JERSEY SHORE The New Jersey residents hardest hit by Hurricane Sandy feel forgotten as they struggle to regain their former lives, a Monmouth University Polling Institute survey released Monday shows.

 JERSEY SHORE The New Jersey residents hardest hit by Hurricane Sandy feel forgotten as they struggle to regain their former lives, a Monmouth University Polling Institute survey released Monday shows.

"New Jerseyans who were displaced by the storm . . . are significantly more negative than other Garden State residents about the pace and focus of recovery," said Patrick Murray, director of the institute.

Over the last few weeks, survey takers telephoned 683 New Jerseyans where were displaced from their homes for at least one month. Three out of four, 75 percent, agreed they had "largely been forgotten in the recovery effort."

By contrast, 76 percent of New Jersey residents who responded said that, in general, they were satisfied with the state's recovery work, according to a poll the university conducted in September.

"The Sandy recovery effort is certainly a tale of two states," Murray said in announcing the survey.

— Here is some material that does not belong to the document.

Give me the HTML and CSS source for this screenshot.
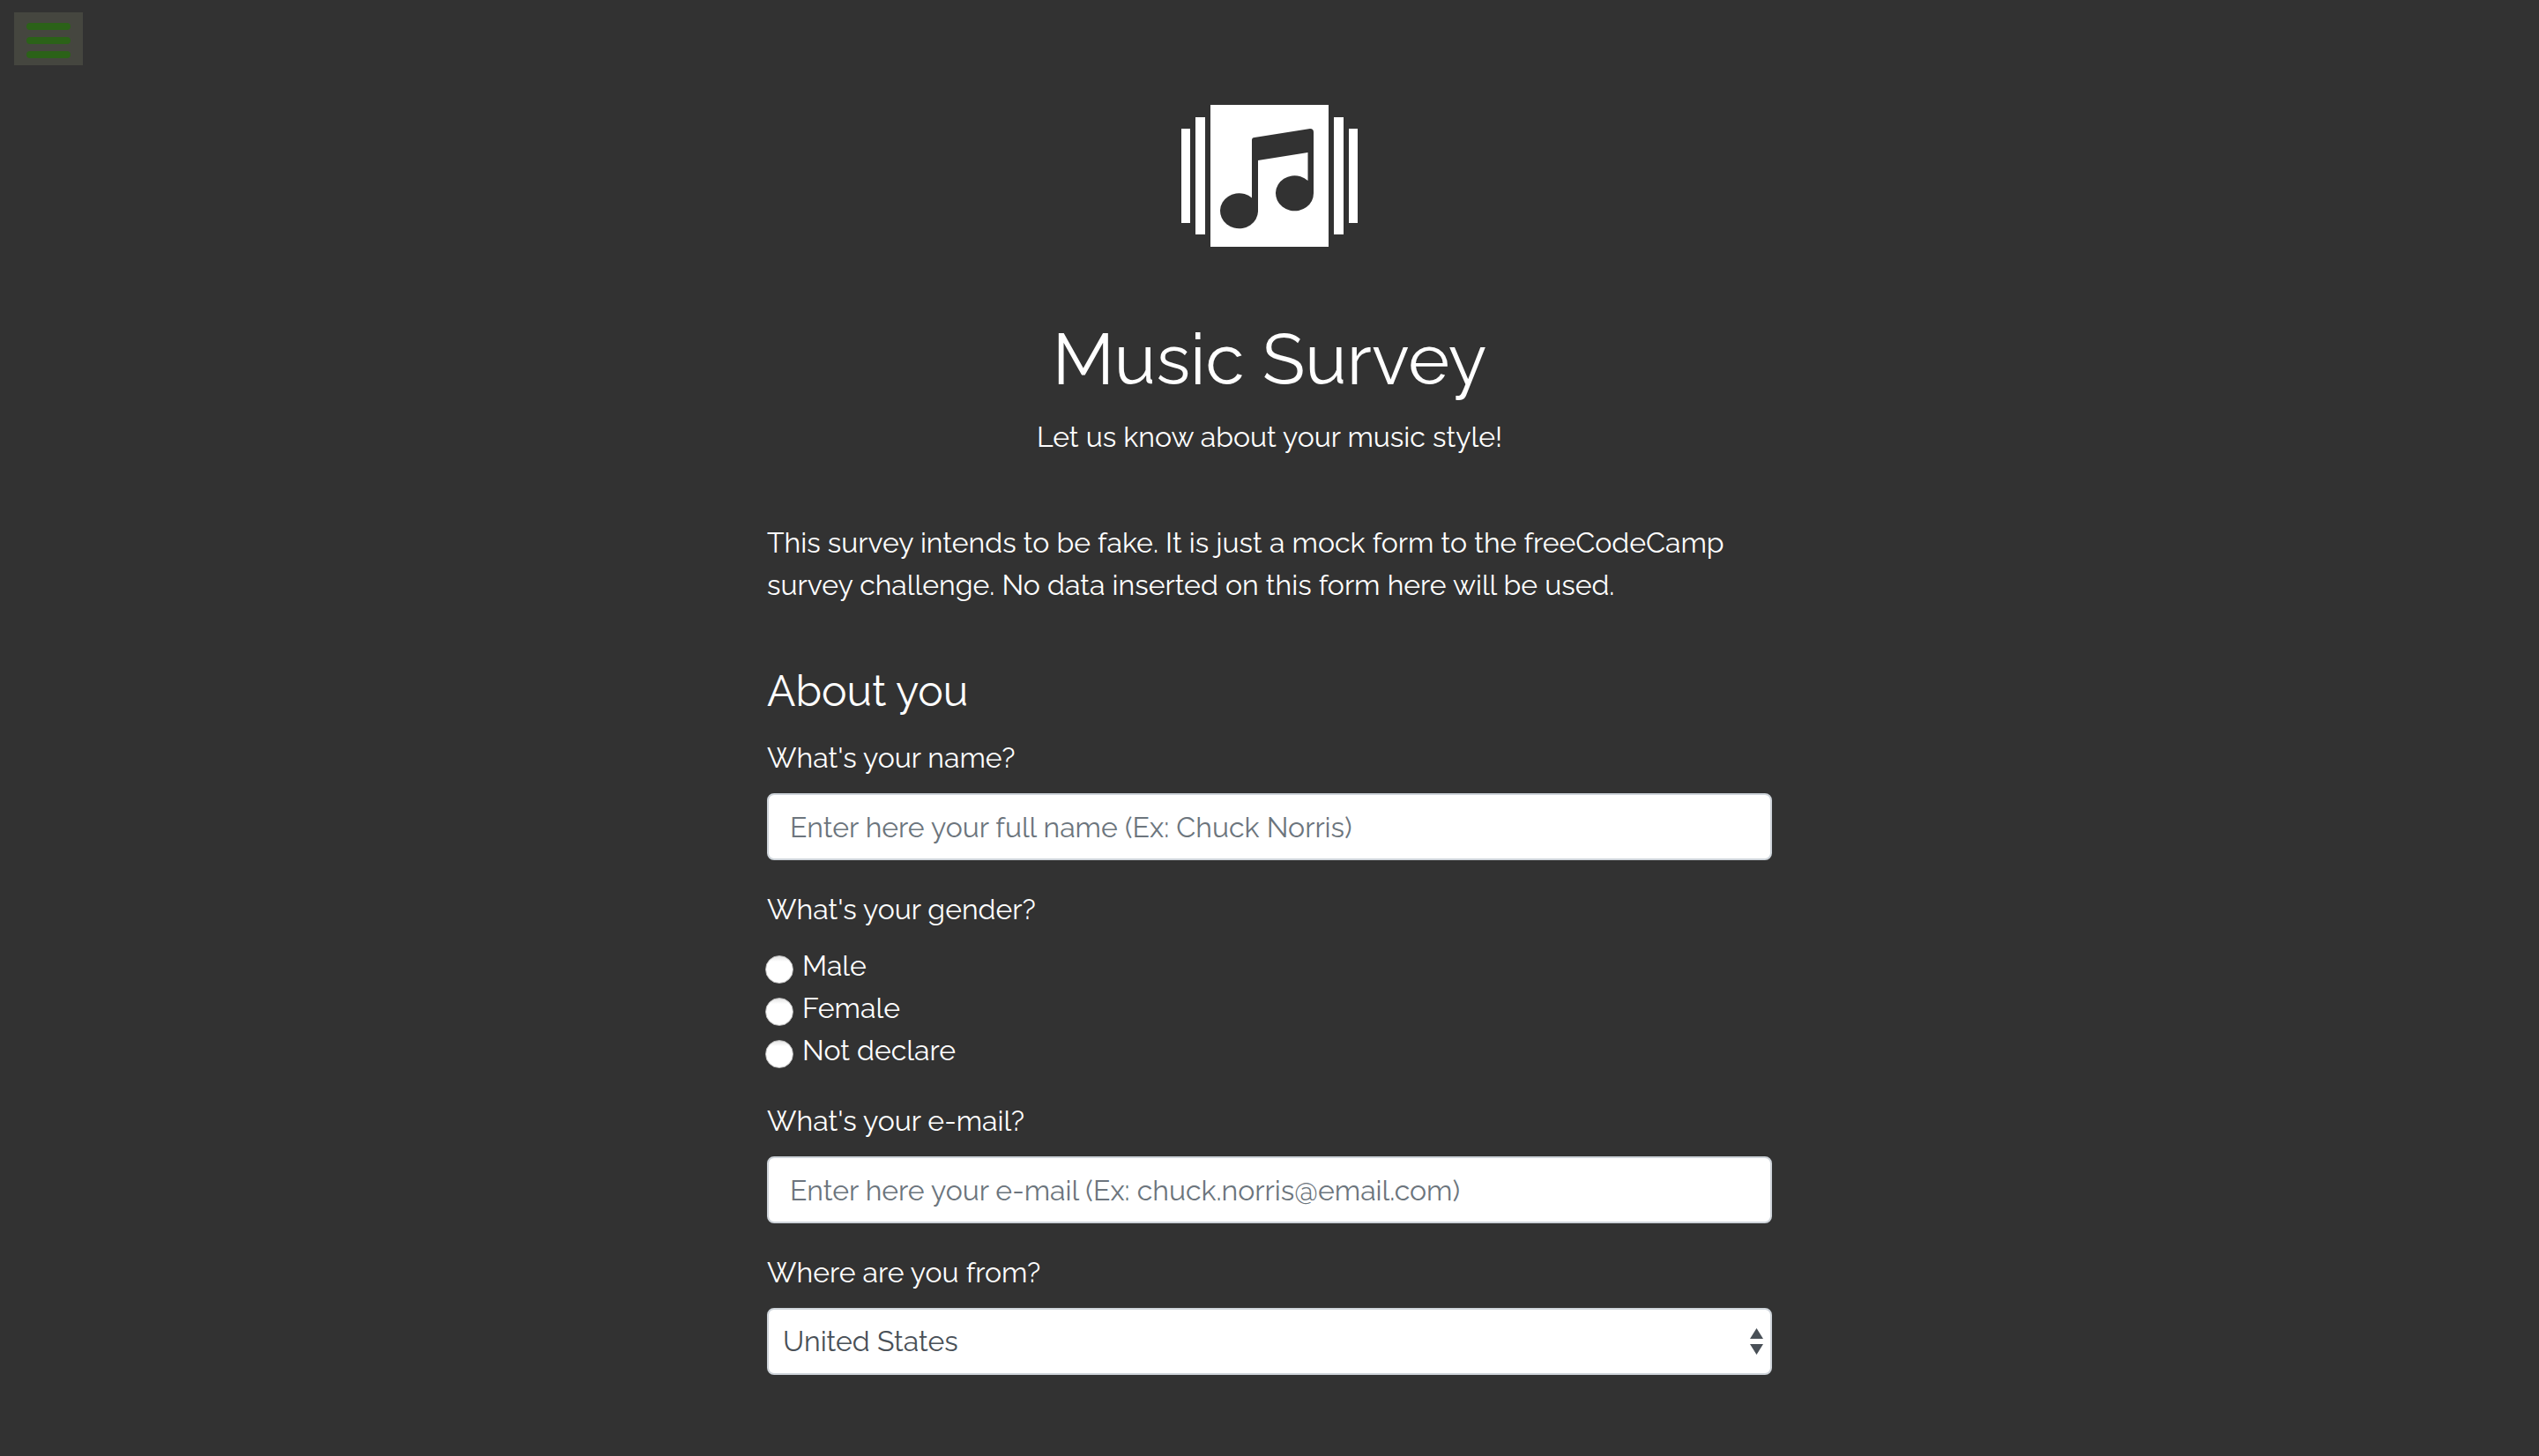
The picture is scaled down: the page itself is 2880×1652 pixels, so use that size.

Sandy slammed the Jersey coast a year ago Tuesday, on Oct. 29, 2012, making landfall near Brigantine and wreaking havoc everywhere - particularly in New Jersey and New York.

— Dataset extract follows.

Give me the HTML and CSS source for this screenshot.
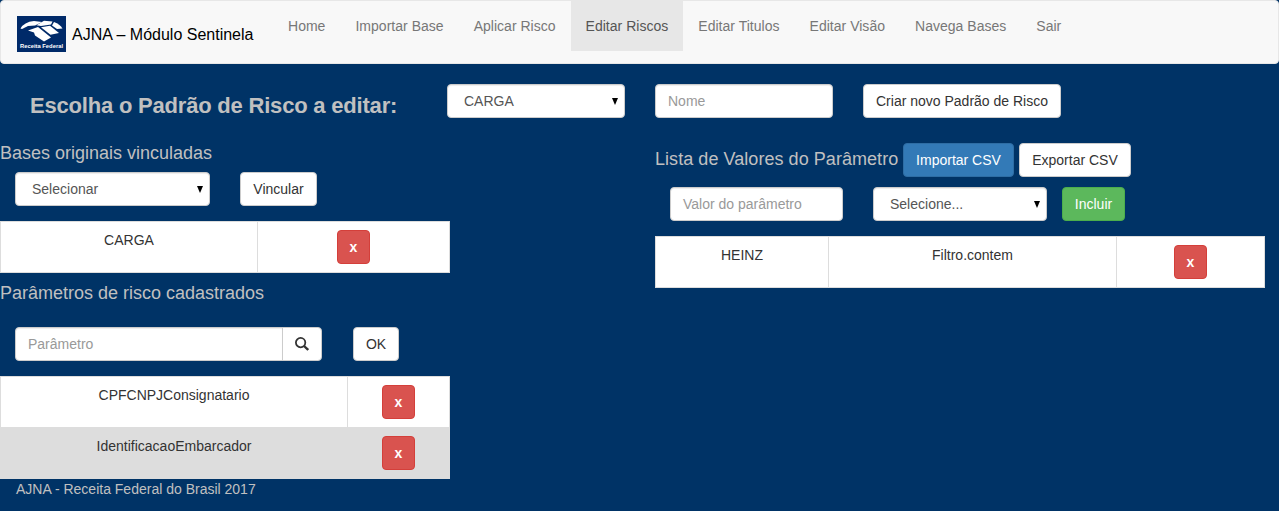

Of the 683 people surveyed, more than half, 57 percent, are still displaced. Of them, one in four say they'll never return home.

On Tuesday, Monmouth will release a second wave of data based on the same interviews describing how people displaced from their homes interacted with government assistance agencies and insurance companies.

Immediately after the storm, people displaced needed help with the obvious - obtaining furniture and appliances, finding a temporary place to live, help making rent and mortgage payments, help with food and utilities, according to the survey.

A year later, those needs have somewhat lessened but are still pressing among those who have yet to return home. For example, 62 percent of those who remain displaced need help replacing furniture and appliances, and nearly half are struggling to pay their rent, the survey showed.

Some people, about 7 percent, remain housed in trailers or recreational vehicles, and 1 percent are still living in hotels.

One in four say their employment situation has worsened since the storm, and that's particularly true for those still waiting to return home.

Only one in 10 of those who were displaced for a month feel fully recovered. One in six say they'll never recover. Recovery is on the horizon in the next few months for 15 percent, and by next year for an additional 28 percent, the survey showed.

There are some slight differences among those still displaced - they tend to be younger, poorer, and renters, but, Murray said, those differences are minor.

"They run the gamut," he said.

Those who have been displaced longest tend to be those whose homes were hit hardest, and that, he said, is an accident of geography. "You happen to be the one closest to the storm surge, rather than the one a block away," he said.

Most frustrating to him, he said, is the difficulty in assembling the data. The Federal Emergency Management Agency has collected some data, but some people didn't apply for aid.

Because of the difficulty in collecting data, the survey series underway at Monmouth is not intended to be statistically representative. It is designed more to provide a look at issues still facing those impacted by the storm.

Monmouth's research, funded by a New Jersey Recovery Fund grant from the Community Foundation of New Jersey and the Geraldine R. Dodge Foundation, will track the same people over a longer period to see how they cope in the future, he said.